Personal Property and Cars
If this office prepared your estate plan, then you have already transferred your interest in your household furniture and furnishings and personal effects to the trust by signing the Assignment of Personal Property. If not, I recommend that you have one prepared. In California, you can leave the title to automobiles in your individual name as the California Department of Motor Vehicles has forms for transferring title when the time comes.
Life Insurance Policy
If you have purchased life insurance coverage that would pay out were you to pass away before your children are old enough to manage their own money, you may want to have the insurance policy payout to the trust so that the trustee can manage it. If you are not married to your children’s other parent and you are not sure how the other parent is going to manage the life insurance proceeds, you will probably want to have the proceeds go to your trust. Otherwise, using the beneficiary designation form provided by the insurance company is the preferred method.

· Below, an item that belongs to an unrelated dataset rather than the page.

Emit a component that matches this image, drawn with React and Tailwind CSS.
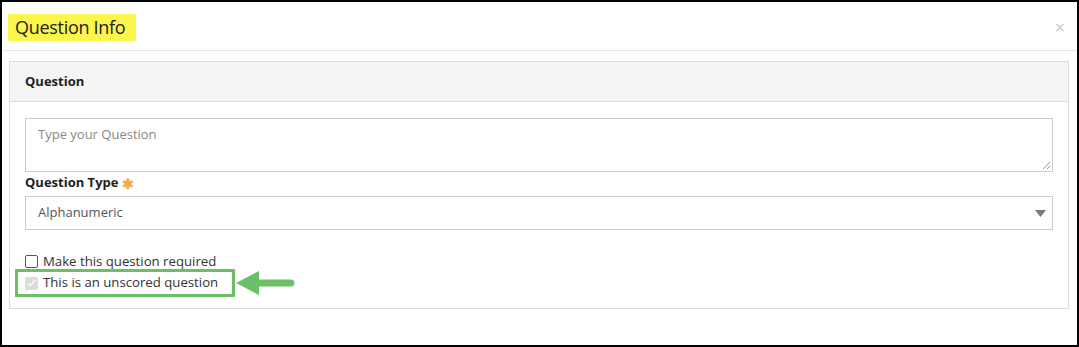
import React from "react";

export default function App() {
  return (
    <div
      className="w-[1079px] h-[347px] border-2 border-black bg-white flex flex-col text-[#333]"
      style={{ fontFamily: '"Open Sans", "Noto Sans", sans-serif' }}
    >
      {/* modal header */}
      <div className="h-[49px] shrink-0 border-b border-[#e5e5e5] flex items-start justify-between pl-[6px] pr-[12px] pt-[12px]">
        <div className="bg-[#fcf54c] h-[27px] w-[128px] flex items-center pl-[7px] text-[18px] text-[#222] tracking-[-0.3px]">
          Question Info
        </div>
        <div className="text-[#c8c8c8] text-[18px] leading-none mt-[4px]">×</div>
      </div>

      {/* body */}
      <div className="pl-[7px] pr-[8px] pt-[10px]">
        <div className="border border-[#dddddd]">
          <div className="h-[40px] bg-[#f5f5f5] border-b border-[#dddddd] flex items-center pl-[15px] text-[13px] font-bold text-[#222]">
            Question
          </div>
          <div className="px-[15px] pt-[16px] pb-[14px] flex flex-col">
            <div className="relative h-[54px] border border-[#cccccc] pl-[12px] pt-[6px] text-[13px] text-[#888]">
              Type your Question
              <svg className="absolute right-[1px] bottom-[1px]" width="9" height="9" viewBox="0 0 9 9">
                <line x1="1" y1="8" x2="8" y2="1" stroke="#999" strokeWidth="1" />
                <line x1="5" y1="8" x2="8" y2="5" stroke="#999" strokeWidth="1" />
              </svg>
            </div>
            <div className="h-[22px] flex items-center text-[13px] font-bold text-[#222]">
              Question Type
              <span className="ml-[4px] text-[#f0ad4e] text-[14px] font-bold">✱</span>
            </div>
            <div className="mt-[2px] h-[34px] border border-[#cccccc] flex items-center justify-between pl-[12px] pr-[6px] text-[13px] text-[#555]">
              Alphanumeric
              <svg width="11" height="7" viewBox="0 0 11 7">
                <path d="M0 0 L11 0 L5.5 7 Z" fill="#7a7a7a" />
              </svg>
            </div>
            <div className="mt-[21px] h-[21px] flex items-center text-[13.2px] text-[#333]">
              <span className="w-[13px] h-[13px] border border-[#555] rounded-[2px] bg-white mr-[5px]" />
              Make this question required
            </div>
            <div className="relative h-[22px] flex items-center text-[13.2px] text-[#333]">
              <span className="w-[13px] h-[13px] rounded-[2px] bg-[#dcdcdc] mr-[5px] flex items-center justify-center">
                <svg width="9" height="8" viewBox="0 0 9 8">
                  <path d="M1 4 L3.5 6.5 L8 1" fill="none" stroke="#f4f4f4" strokeWidth="1.6" />
                </svg>
              </span>
              This is an unscored question
              <div className="absolute left-[-10px] top-[-3px] w-[220px] h-[28px] border-[3px] border-[#6cbf66]" />
              <svg className="absolute left-[211px] top-[-1px]" width="60" height="24" viewBox="0 0 60 24">
                <path d="M0 12 L23 0 L23 24 Z" fill="#6cbf66" />
                <line x1="20" y1="12" x2="55" y2="12" stroke="#6cbf66" strokeWidth="7" strokeLinecap="round" />
              </svg>
            </div>
          </div>
        </div>
      </div>
    </div>
  );
}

Retirement and Individual Retirement Accounts
You should not change the title to Individual Retirement Accounts (IRAs), other qualified pensions, and retirement plans. The disposition of these assets on death should be directed by beneficiary designation as there may be tax implications if they are paid to the trust.
Ultimately, you are the one responsible for making sure that your trust is funded but please remember that you can always reach out to your attorney to ask questions as you manage your trust over the years.